SIT DOWN AND HAVE A PORK PIE, SAID MONICA. It was night, and the boat was bumping and moving sharply. We braced against the furniture. Jim slid off the sofa in a heap of legs and Monica picked him up and comforted him. The pilot slept in my chair, his forearms like marrows, his tattoos faded to pastels. The water under the windows was black, and there was foam. You could see nothing else.
At every wave the propeller was breaking the surface, grinding air and water, and the boat shuddered and the engine roared with pain. I sat in Monica’s chair and went to sleep. Monica curled up on the sofa with Jim and went to sleep. The boat rose and smashed and roared, and the booze in the cold cupboard tried to break its way out.
MIDNIGHT AND WE HAD BEEN GOING FOR twelve hours.

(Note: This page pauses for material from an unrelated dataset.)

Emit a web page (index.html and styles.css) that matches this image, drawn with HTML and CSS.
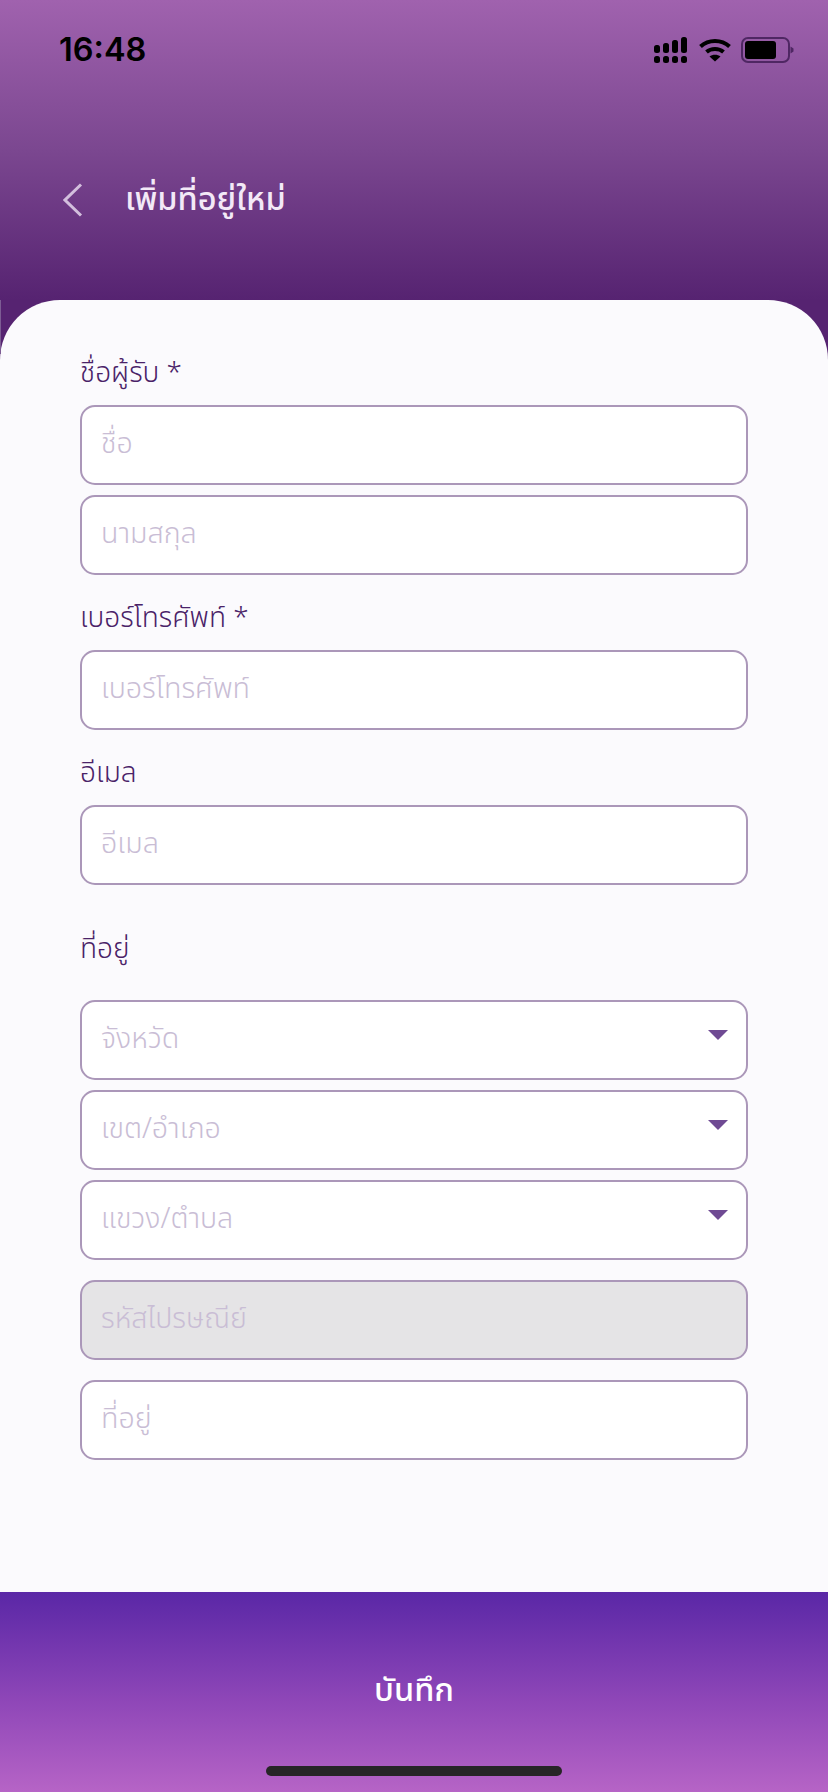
FILE: index.html
```html
<!DOCTYPE html>
<html lang="th">
<head>
<meta charset="utf-8">
<title>เพิ่มที่อยู่ใหม่</title>
<link rel="stylesheet" href="styles.css">
</head>
<body>
<div class="app">
  <header class="top">
    <div class="status">
      <span class="time">16:48</span>
      <div class="status-icons">
        <svg class="signal" width="33" height="26" viewBox="0 0 33 26" fill="#000">
          <rect x="0" y="8" width="6" height="8" rx="2.5"/><rect x="9" y="6" width="6" height="10" rx="2.5"/><rect x="18" y="3" width="6" height="13" rx="2.5"/><rect x="27" y="0" width="6" height="16" rx="2.5"/>
          <rect x="0" y="19" width="6" height="7" rx="2.5"/><rect x="9" y="19" width="6" height="7" rx="2.5"/><rect x="18" y="19" width="6" height="7" rx="2.5"/><rect x="27" y="19" width="6" height="7" rx="2.5"/>
        </svg>
        <svg class="wifi" width="32" height="24" viewBox="0 0 32 24" fill="none" stroke="#000" stroke-width="4">
          <path d="M1.500 8.500C9.500 1 22.500 1 30.500 8.500"/><path d="M7.500 14C12 10 20 10 24.500 14"/><path d="M16 23.500L10.500 18.500C13.500 16 18.500 16 21.500 18.500Z" fill="#000" stroke="none"/>
        </svg>
        <svg class="battery" width="53" height="26" viewBox="0 0 53 26" fill="none">
          <rect x="1" y="1" width="47" height="24" rx="6" stroke="#4f2763" stroke-width="2"/>
          <rect x="4" y="4" width="31" height="18" rx="3" fill="#000"/>
          <path d="M49.500 9.500L52.500 11.500V14.500L49.500 16.500Z" fill="#4f2763"/>
        </svg>
      </div>
    </div>
    <div class="nav">
      <svg class="back" width="20" height="36" viewBox="0 0 20 36" fill="none" stroke="#d3bfdd" stroke-width="3"><path d="M18 2.500L2 18L18 33.500"/></svg>
      <h1 class="title">เพิ่มที่อยู่ใหม่</h1>
    </div>
  </header>
  <div class="edge-line"></div>
  <main class="card">
    <div class="group">
      <div class="label">ชื่อผู้รับ *</div>
      <div class="field"><span class="ph">ชื่อ</span></div>
      <div class="field"><span class="ph">นามสกุล</span></div>
    </div>
    <div class="group">
      <div class="label">เบอร์โทรศัพท์ *</div>
      <div class="field"><span class="ph">เบอร์โทรศัพท์</span></div>
    </div>
    <div class="group">
      <div class="label">อีเมล</div>
      <div class="field"><span class="ph">อีเมล</span></div>
    </div>
    <div class="group address">
      <div class="label address-label">ที่อยู่</div>
      <div class="field select"><span class="ph">จังหวัด</span><i class="caret"></i></div>
      <div class="field select"><span class="ph">เขต/อำเภอ</span><i class="caret"></i></div>
      <div class="field select"><span class="ph">แขวง/ตำบล</span><i class="caret"></i></div>
      <div class="field spaced disabled"><span class="ph">รหัสไปรษณีย์</span></div>
      <div class="field spaced"><span class="ph">ที่อยู่</span></div>
    </div>
  </main>
  <footer class="save">
    <span class="save-text">บันทึก</span>
    <div class="home-bar"></div>
  </footer>
</div>
</body>
</html>
```

FILE: styles.css
```css
* { box-sizing: border-box; }
html, body { margin: 0; padding: 0; }
body { font-family: "Noto Sans Thai", "Noto Sans Thai Looped", "Noto Sans", "DejaVu Sans", "Liberation Sans", sans-serif; }
.app { position: relative; width: 828px; height: 1792px; display: flex; flex-direction: column; background: #562371; overflow: hidden; }
.top { height: 300px; flex: none; padding: 0 34px 0 60px; background: linear-gradient(180deg, #a062ae 0%, #7b4790 50%, #562371 100%); }
.status { height: 100px; display: flex; justify-content: space-between; align-items: flex-start; padding-top: 35px; }
.time { font-family: Inter, "Liberation Sans", sans-serif; font-weight: 600; font-size: 32.5px; line-height: 30px; color: #000; margin-left: -1px; }
.status-icons { display: flex; align-items: center; gap: 10px; padding-top: 2px; }
.signal { margin-right: 2px; }
.nav { display: flex; align-items: center; gap: 42px; margin-top: 82px; height: 36px; padding-left: 3px; }
.back { flex: none; }
.title { margin: 2px 0 0; font-size: 32.5px; font-weight: 500; line-height: 40px; color: #f3e9f7; }
.edge-line { position: absolute; left: 0; top: 300px; width: 1px; height: 54px; background: #7d5c94; }
.card { flex: 1; background: #fbfafd; border-radius: 60px 60px 0 0; padding: 54px 80px 0; display: flex; flex-direction: column; }
.group { display: flex; flex-direction: column; gap: 10px; margin-bottom: 24px; }
.label { font-size: 28px; font-weight: 350; line-height: 40px; color: #4a2268; height: 40px; margin-bottom: 1px; }
.address-label { margin: 21px 0 20px; }
.field { height: 80px; flex: none; border: 2px solid #ab97b9; border-radius: 15px; background: #fff; padding: 0 19px; display: flex; align-items: center; justify-content: space-between; }
.spaced { margin-top: 10px; }
.ph { font-size: 28.6px; font-weight: 300; color: #c9bdd5; line-height: 40px; }
.caret { width: 0; height: 0; border-left: 10px solid transparent; border-right: 10px solid transparent; border-top: 10px solid #6f4a93; margin-right: -1px; transform: translateY(-5px); }
.disabled { background: #e5e4e6; }
.save { height: 200px; flex: none; position: relative; display: flex; justify-content: center; background: linear-gradient(180deg, #5a27a6 0%, #8f47b8 55%, #b664c6 100%); padding-top: 75px; }
.save-text { font-size: 32.5px; font-weight: 550; line-height: 50px; color: #fff; }
.home-bar { position: absolute; left: 266px; bottom: 16px; width: 296px; height: 10px; border-radius: 5px; background: #272527; }
```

I woke to the sudden death of a bottle of beer, put on my life jacket, stumbled back to the engine-room and heaved myself out of the hatch. The Principal handed over the tiller and we settled into a position that you would find in any reliable marriage manual. I put my weight on one leg then the other, leaning on the side of the hatch, riding the boat as it roared on. There was nothing but the night, and I can’t see at night.
Watch out for that buoy, said the Principal. What buoy? I said. We’re not there yet, said the Principal, but it’s a red one—it doesn’t show up because it hasn’t got a light. I strained into the darkness, looking for a buoy you couldn’t see, and wondered what it was like to run into a buoy at night. I worked out the chances of hitting it and felt they were low but found little comfort. It’s over there, said the Principal, pointing into the encircling gloom—we missed it by five miles—better steer a bit to port now. I swerved to the right then to the left. We turned on our navigation lights but our front light on a stalk blinded me, and I was shaken when a fishing boat came across us heading for the shore. I could just see the yellow oilskins and nets. We blacked out and charged on incognito.